In California last August a crushing heat wave led to rolling blackouts for two days.

A decade ago, after a milder Texas cold snap led to power outages, FERC probed ways to protect the grid and wrote recommendations for winterization of natural gas and other installations.

“We followed up on those for a couple of years, but actual implementation was in the hands primarily of the Texas authorities who run the grid, and as memories faded most of those steps were not taken,” former FERC chair Cheryl LaFleur told Reuters in a video interview.

She said the severity of last week’s freeze, which killed at least two dozen people, should prompt a stronger response.

Earlier this month, Glick, a Democrat, said FERC will create the panel's first position to oversee environmental justice. The person will ensure that FERC decisions do not unfairly hurt historically marginalized communities with pollution, he said.

Market Manipulation

The commission also said its enforcement office is examining wholesale natural gas and electricity market activity to see whether an investigation is necessary on market manipulation or other violations during the Texas frigid snap.

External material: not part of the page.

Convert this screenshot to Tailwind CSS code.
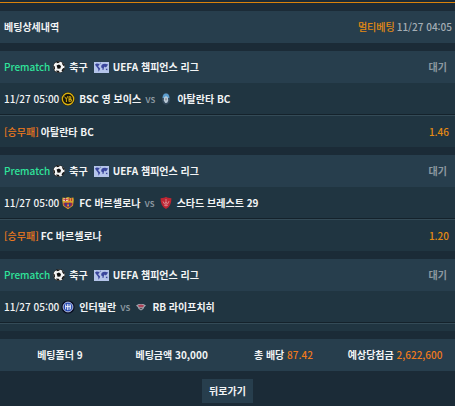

Wholesale power prices in the state soared more than 300-fold, stirring memories of price spikes that accompanied California’s energy crisis of 2000-01, when Enron and others artificially boosted prices.

On Feb. 20, U.S. Senator Tina Smith wrote to regulators, including FERC, calling for an investigation of any price gouging by natural gas producers and suppliers. Spot prices in some cases rose to nearly 100 times usual levels.

FERC’s surveillance office identifies any potentially anti-competitive or manipulative behavior to determine whether investigations are appropriate. FERC also screens daily and monthly trading at most U.S. physical and financial natural gas trading hubs and the organized and bilateral wholesale electricity markets, and may work with other federal agencies on the review, it said.